Hello I am from a small town in Victoria Australia, I am following the market and have been calling a debt bubble and property crash since 2016. So I have been preparing since then. I'm a teacher in a small country town. I have always dreamed of living in an old weather board cottage, with a a creek for fishing, bee hive, veggie patch, and a couple of chickens, ducks, dogs and lots of flowers. All I am after is a very simple life. Where I can garden, fish and listen to the rain and look after people who may need a hot meal or a bed for a night or two. This is not an over the top life style to aim for, it is not a big dream. In Australia, this should be achievable for the average person. Even if like me they do not have the bank of mum and dad to help them. Unfortunately, as property has been treated as an investment and not a human right. The small country town I grew up in, is owned mainly by the Chinese and rentvestors from the city. I have seen the local Chinese people shut down farm after farm and decorate old farm houses with red lanterns and place concrete dragons at their gates. Letting some of the best soil and pasture l and become over run with weeds. Empty farms and fences falling down. I have, with my family, moved 6 times in 5 years, thanks to landlords. My family and I spent 2 years living in a shed. Do you know what it is like to have a toddler and live in a shed? Technically homeless, but with 2 working adults. This is the catalyst to my interest in economics and the property market. If a country family, in a country town can not afford a renovators delight, in a country like Australia, then there is something terribly wrong with the system. A house should be 3-4 x the mean wage (not the average as that is skewed by a few high interest earners) when it is 9 times the mean wage in a country town and teachers can not afford to live where they work then there is something very very wrong. Wanting to take a sledge hammer to the corrupt system and selfish property investors, Sincerely Gytha Ogg
Hello and welcome to the forums. So I wasn't sure from your post, but were you here to look for advice on buying that dream cottage of yours? Or take a virtual sledgehammer to us selfish investors?

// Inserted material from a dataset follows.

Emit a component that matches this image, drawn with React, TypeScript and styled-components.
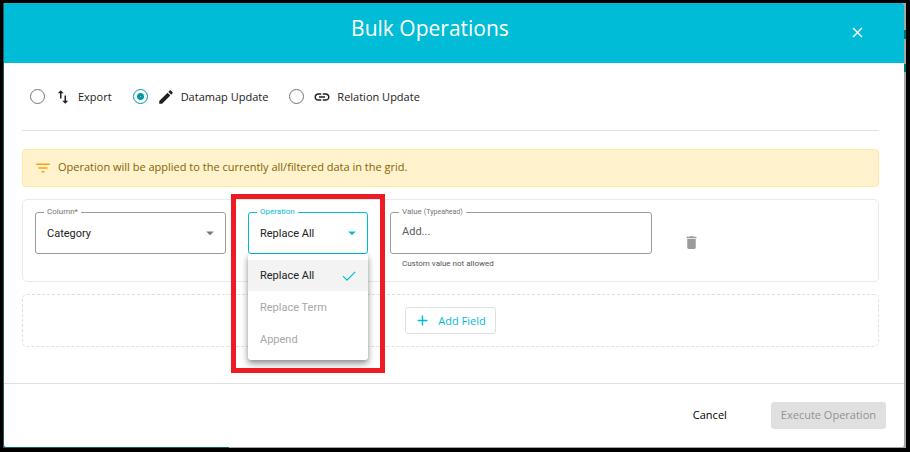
import React, { useState } from 'react';
import styled, { createGlobalStyle, css } from 'styled-components';
import {
  MdAdd,
  MdArrowDropDown,
  MdClose,
  MdDelete,
  MdEdit,
  MdFilterList,
  MdImportExport,
  MdLink,
} from 'react-icons/md';

const color = {
  primary: '#00bcd7',
  radio: '#0097a7',
  text: '#212121',
  outline: '#9b9b9b',
  line: '#e0e0e0',
};
const sans = "'Open Sans', sans-serif";
const roboto = "Roboto, sans-serif";

const GlobalStyle = createGlobalStyle`
  *, *::before, *::after { box-sizing: border-box; }
  body { margin: 0; background: #000; }
  button, input, select { margin: 0; font: inherit; color: inherit; }
  svg { display: block; flex: none; }
`;

const Backdrop = styled.div`
  margin: 3px 4px 4px 3px;
  padding: 0 2px 1px 1px;
  background:
    linear-gradient(#00707f, #00707f) right 27px / 2px 9px no-repeat,
    linear-gradient(#00707f, #00707f) right 61px / 2px 8px no-repeat,
    linear-gradient(to right, #175f67 25%, #a6a6a6 25%);
`;

const Dialog = styled.main`
  border-radius: 2px;
  overflow: hidden;
  background: #fff;
  color: ${color.text};
  font: 11px/16px ${sans};
`;

const Header = styled.header`
  display: grid;
  grid-template-columns: 1fr auto 1fr;
  align-items: center;
  height: 60px;
  padding: 0 38px 0 0;
  background: ${color.primary};
  color: #fff;
`;

const Title = styled.h1`
  grid-column: 2;
  margin: 0 10px 10px 0;
  font-size: 21px;
  line-height: 30px;
  font-weight: 400;
`;

const CloseButton = styled.button`
  justify-self: end;
  margin-bottom: 2px;
  padding: 0;
  border: 0;
  background: none;
  cursor: pointer;
`;

const Body = styled.div`
  display: flex;
  flex-direction: column;
  gap: 12px;
  padding: 18px 25px 36px 18px;
`;

const RadioGroup = styled.div`
  display: flex;
  gap: 21px;
  height: 50px;
  margin-bottom: 6px;
  padding: 8px 0 26px 8px;
  border-bottom: 1px solid ${color.line};
`;

const RadioLabel = styled.label`
  display: flex;
  align-items: center;
  gap: 6px;
  white-space: nowrap;
  cursor: pointer;
`;

const Radio = styled.input`
  appearance: none;
  width: 15px;
  height: 15px;
  margin: 0 3px 0 0;
  border: 1px solid #757575;
  border-radius: 50%;
  &:checked {
    border-color: ${color.radio};
    background: radial-gradient(circle, #7fcbd3 0, ${color.radio} 1px 3px, transparent 4px);
  }
`;

const Notice = styled.div`
  display: flex;
  align-items: center;
  gap: 6px;
  height: 38px;
  padding: 0 11px 2px;
  border: 1px solid #ffe9a6;
  border-radius: 4px;
  background: #fff2cd;
  color: #856404;
  svg { color: #f9a010; margin-top: 2px; }
`;

const FieldRow = styled.section`
  display: grid;
  grid-template-columns: 191fr 120fr 262fr 192fr;
  gap: 22px;
  align-items: start;
  height: 83px;
  padding: 12px;
  border: 1px solid #e8eaee;
  border-radius: 5px;
  font-family: ${roboto};
`;

const Field = styled.div<{ $active?: boolean }>`
  position: relative;
  min-width: 0;
  --edge: ${p => (p.$active ? color.primary : color.outline)};
  --label: ${p => (p.$active ? color.primary : '#757575')};
  --arrow: ${p => (p.$active ? color.primary : '#757575')};
`;

const FieldLabel = styled.label`
  position: absolute;
  top: -6px;
  left: 9px;
  padding: 0 3px;
  background: #fff;
  color: var(--label);
  font-size: 8px;
  line-height: 12px;
  white-space: nowrap;
  small { font-size: 7px; }
`;

const control = css`
  display: block;
  width: 100%;
  height: 42px;
  border: 1px solid var(--edge);
  border-radius: 3px;
  outline: 0;
  background: transparent;
`;

const Select = styled.select`
  ${control}
  appearance: none;
  padding: 2px 11px 0;
`;

const TextInput = styled.input`
  ${control}
  padding: 0 11px 4px;
  &::placeholder { color: #5c5c5c; opacity: 1; }
`;

const Arrow = styled(MdArrowDropDown)`
  position: absolute;
  top: 12px;
  right: 7px;
  color: var(--arrow);
  pointer-events: none;
`;

const Hint = styled.p`
  margin: 4px 12px 0;
  font-size: 8px;
  line-height: 12px;
  color: #555;
`;

const Menu = styled.ul`
  position: absolute;
  z-index: 1;
  top: 100%;
  left: 0;
  right: 0;
  display: grid;
  gap: 1px;
  margin: 0;
  padding: 6px 0 5px;
  border-radius: 0 0 3px 3px;
  background: #fff;
  box-shadow: 0 3px 5px rgba(0, 0, 0, 0.3), 0 4px 10px rgba(0, 0, 0, 0.2);
  list-style: none;
`;

const MenuItem = styled.li`
  display: flex;
  align-items: center;
  justify-content: space-between;
  height: 31px;
  padding: 0 12px;
  color: #a8a8a8;
  &[aria-selected='true'] {
    background: #f3f3f3;
    color: ${color.text};
  }
`;

const Highlight = styled.div`
  position: absolute;
  z-index: 2;
  inset: -18px -17px auto;
  height: 179px;
  border: 5px solid #ed1c24;
  pointer-events: none;
`;

const DeleteButton = styled.button`
  justify-self: start;
  margin: 22px 0 0 9px;
  padding: 0;
  border: 0;
  background: none;
  color: #9b9b9b;
  cursor: pointer;
`;

const AddArea = styled.div`
  display: flex;
  align-items: center;
  justify-content: center;
  height: 53px;
  border: 1px dashed ${color.line};
  border-radius: 5px;
`;

const AddButton = styled.button`
  display: flex;
  align-items: center;
  gap: 7px;
  height: 27px;
  padding: 0 9px 0 8px;
  border: 1px solid ${color.line};
  border-radius: 3px;
  background: #fff;
  color: ${color.primary};
  cursor: pointer;
`;

const Footer = styled.footer`
  display: flex;
  justify-content: flex-end;
  gap: 34px;
  padding: 18px;
  border-top: 1px solid ${color.line};
`;

const ActionButton = styled.button`
  height: 27px;
  padding: 0 10px 2px;
  border: 0;
  border-radius: 3px;
  background: none;
  color: #000;
  &:disabled {
    background: #e0e0e0;
    color: #929292;
  }
`;

const CheckIcon = () => (
  <svg width="14" height="12" viewBox="0 0 14 12" fill="none" stroke={color.primary} aria-hidden="true">
    <path d="M1 6.2 5 10.2 13.2 1.8" strokeWidth="1.2" />
  </svg>
);

const modes = [
  { id: 'export', label: 'Export', Icon: MdImportExport },
  { id: 'datamap', label: 'Datamap Update', Icon: MdEdit },
  { id: 'relation', label: 'Relation Update', Icon: MdLink },
];

const operations = ['Replace All', 'Replace Term', 'Append'];

export default function App() {
  const [mode, setMode] = useState('datamap');
  const [value, setValue] = useState('');

  return (
    <>
      <GlobalStyle />
      <Backdrop>
        <Dialog role="dialog" aria-labelledby="title">
          <Header>
            <Title id="title">Bulk Operations</Title>
            <CloseButton type="button" aria-label="Close">
              <MdClose size={17} />
            </CloseButton>
          </Header>
          <Body>
            <RadioGroup role="radiogroup" aria-label="Operation type">
              {modes.map(({ id, label, Icon }) => (
                <RadioLabel key={id}>
                  <Radio type="radio" name="mode" checked={mode === id} onChange={() => setMode(id)} />
                  <Icon size={18} />
                  {label}
                </RadioLabel>
              ))}
            </RadioGroup>
            <Notice>
              <MdFilterList size={18} />
              Operation will be applied to the currently all/filtered data in the grid.
            </Notice>
            <FieldRow>
              <Field>
                <Select id="column" defaultValue="Category">
                  <option>Category</option>
                </Select>
                <FieldLabel htmlFor="column">Column*</FieldLabel>
                <Arrow size={18} />
              </Field>
              <Field $active>
                <Select id="operation" defaultValue="Replace All">
                  {operations.map(name => (
                    <option key={name}>{name}</option>
                  ))}
                </Select>
                <FieldLabel htmlFor="operation">Operation</FieldLabel>
                <Arrow size={18} />
                <Menu role="listbox" aria-label="Operation">
                  {operations.map((name, i) => (
                    <MenuItem key={name} role="option" aria-selected={i === 0} aria-disabled={i !== 0}>
                      {name}
                      {i === 0 && <CheckIcon />}
                    </MenuItem>
                  ))}
                </Menu>
                <Highlight />
              </Field>
              <Field>
                <TextInput id="value" placeholder="Add..." value={value} onChange={e => setValue(e.target.value)} />
                <FieldLabel htmlFor="value">
                  Value <small>(Typeahead)</small>
                </FieldLabel>
                <Hint>Custom value not allowed</Hint>
              </Field>
              <DeleteButton type="button" aria-label="Delete field">
                <MdDelete size={17} />
              </DeleteButton>
            </FieldRow>
            <AddArea>
              <AddButton type="button">
                <MdAdd size={17} />
                Add Field
              </AddButton>
            </AddArea>
          </Body>
          <Footer>
            <ActionButton type="button">Cancel</ActionButton>
            <ActionButton type="button" disabled>
              Execute Operation
            </ActionButton>
          </Footer>
        </Dialog>
      </Backdrop>
    </>
  );
}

Specifically, what's stopping you buying? Lack of deposit? Lack of borrowing capacity/low incomes? Something else? And what are you willing to sacrifice to make your dream cottage happen? Would you move towns? Live somewhere else temporarily? It's all very well to wish things are different...but at the end of the day, they're not, so you if you really want your cottage it's up to you to take matters into your own hands and do what it takes. Or you can complain and wish things were different, and just wait...but I don't personally know anyone who's had success with that method. If you're a teacher, you could think about getting a job out bush - free or subsidised accommodation, higher wages...a few years out there and you're good to go.